*In the process of revising a chapter of my book, I found a clip I would like to share here, as it contains an analogy I cooked up and which I find nice enough to be proud of. Well, two analogies, as you'll soon find out; here I am speaking of the cat weighing trouble at the end of the piece - the other is quite trivial.*

The topic is the widely different masses of fermions, the building blocks of our universe, and the trouble in making sense of it and of measuring precisely their values. Comments welcome!

The topic is the widely different masses of fermions, the building blocks of our universe, and the trouble in making sense of it and of measuring precisely their values. Comments welcome!

Mass is a mysterious intrinsic property of matter corpuscles. We are accustomed to confuse the mass of an object with its weight, since the two quantities are proportional to one another as long as we remain in the roughly constant gravitational field of Earth’s surface. But mass is not a force: rather, it is the attribute of a material body specifying how hard it is to change its status of motion. The larger the mass of an object, the stronger the pull one has to apply to set it in motion at a given speed, or to modify its trajectory. It was the large mass of 2nd and 3rd generation fermions what prevented their discovery for the better part of the twentieth century; all that was known in the thirties were the proton, the neutron, the electron and its antiparticle, and the photon.
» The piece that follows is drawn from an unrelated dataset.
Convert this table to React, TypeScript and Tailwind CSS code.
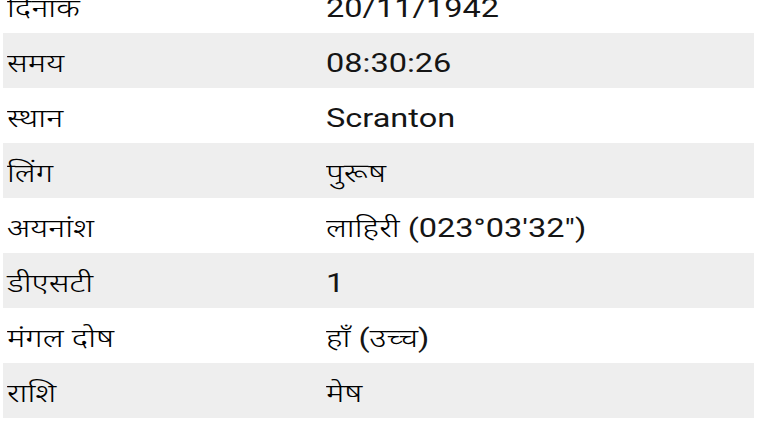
import React from "react";

const rows: [string, string][] = [
  ["दिनांक", "20/11/1942"],
  ["समय", "08:30:26"],
  ["स्थान", "Scranton"],
  ["लिंग", "पुरूष"],
  ["अयनांश", "लाहिरी (023°03'32\")"],
  ["डीएसटी", "1"],
  ["मंगल दोष", "हाँ (उच्च)"],
  ["राशि", "मेष"],
];

function Mixed({ text }: { text: string }) {
  const parts = text.split(/([\u0900-\u097F]+)/).filter((p) => p.length > 0);
  return (
    <>
      {parts.map((p, i) =>
        /[\u0900-\u097F]/.test(p) ? (
          <span key={i} className="font-[350] text-[#000000]">
            {p}
          </span>
        ) : (
          <span key={i} className="font-normal">
            {p}
          </span>
        )
      )}
    </>
  );
}

export default function App() {
  return (
    <div
      className="w-[759px] h-[422px] overflow-hidden bg-white text-[#151515]"
      style={{ fontFamily: 'Roboto, "Noto Sans Devanagari", "Lohit Devanagari", "Noto Sans", sans-serif' }}
    >
      <div className="-mt-[22px] ml-[3px] mr-[5px] flex flex-col">
        {rows.map(([k, v], i) => (
          <div
            key={k}
            className={`flex items-center h-[55px] pl-[4px] pt-[8px] ${i % 2 === 1 ? "bg-[#eeeeee]" : "bg-white"}`}
          >
            <div className="w-[319px] shrink-0">
              <span className="inline-block origin-left scale-x-[1.25] text-[26px] leading-none">
                <Mixed text={k} />
              </span>
            </div>
            <div>
              <span className="inline-block origin-left scale-x-[1.25] text-[26px] leading-none">
                <Mixed text={v} />
              </span>
            </div>
          </div>
        ))}
      </div>
    </div>
  );
}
In fact, mass can be created in particle reactions when the kinetic energy released in a collision is converted into new matter states, following the famous formula E=mc^2, where the squared speed of light in vacuum c^2 acts as a proportionality constant between energy E and mass m.

To visualize just how different the masses of fermions are, and how mysterious it is that those incongruous entities all fit in the tidy scheme outlined above, try imagining that we were measuring fermion masses with a yardstick as if they were lengths in space, and we agreed that the length corresponding to the mass of the lightest charged fermion, the electron, fit in the first notch of our scale –say one inch. Under such circumstances, in order to measure distances corresponding to masses like that of the top quark, we would need a yardstick about a kilometer long! The whole point here is that the masses of elementary fermions constitute an unsolved enigma. We have learned how to measure them with good precision (except those of neutrinos, for which so far we only know that a proper yardstick should be able to discern lengths well below the nanometer), but the standard model gives neither any clue on the reason for the enormous range in results we find, nor for their observed pattern. In fact, fermion masses are free parameters of the model, which we are bound to infer only from the experimental measurement in order to complete the picture.

It would be rather silly for us to stick to the dubious analogy of measuring masses with a yardstick. In the following chapters you will instead become familiar with a more standard treatment of mass and energy, two quantities which –with a convention simplifying matters a whole lot –can be sized up with the same units. All works in multiples of the electron-Volt, the energy that is imparted to a particle carrying the electric charge of one electron by moving it “upstream” through a potential difference of one Volt. The electron-Volt (usually written eV) is a quite small amount of energy: its order of magnitude is the energy of atomic transitions between nearby energy levels. It takes little more than a dozen eV to free the electron of a hydrogen atom from its electromagnetic bond with the nucleus, and less than one eV is enough to make the same electron jump from one atomic orbit to another. In this book we will often use a multiple of the eV called GeV, where the G stands for giga-, the ancient Greek prefix for a billion. A proton’s mass is close to a GeV, and so are the masses of many other composite bodies whose study has opened our way to the understanding of sub-nuclear physics.

Now armed with a reasonable measurement unit, let us give a look at the mass hierarchy of the fundamental objects we have encountered so far. Neutrinos are the lightest elementary particles among fermions. They are much lighter than one eV! In fact they are so light that we have so far been unable to measure their mass. Next up is the electron, with a mass of 511 thousand eV –511 keV, where the prefix k signifies a thousand. The muon is still 200 times heavier, at 105 million electron-Volts: 105 MeV, where M stands for a million. The tauon, the heaviest lepton, is some further 17 times heavier at 1.77 GeV –where as noted above G stands for a billion. As for quarks, the lightest is the up quark, which weighs about 3 MeV, and the heaviest is the top quark, whose hefty mass totals 173 GeV. In-between lie the down quark (7 MeV), the strange quark (90 MeV), the charm quark (1.2 GeV), and the bottom quark (4.2 GeV).

The numbers above let you appreciate the existence of an unsolved mystery. We in fact have no clue of the reason of that hierarchy of values, although the discovery of the Higgs boson has at least allowed us to cast the problem in different terms. You should also bear in mind that the ones I gave above are approximate numbers: the masses of all quarks except the top cannot be measured directly, as those particles can only be studied within hadrons, the bound states they form by combining in pairs or triplets. Like a cat that would not be convinced to stay still on a scale, quarks require us to use indirect methods to infer their mass. You can estimate your cat’s mass by subtraction, measuring yourself with and without the cat in your arms; similarly, you can size up quark masses by comparing the masses of hadrons that contain them or others.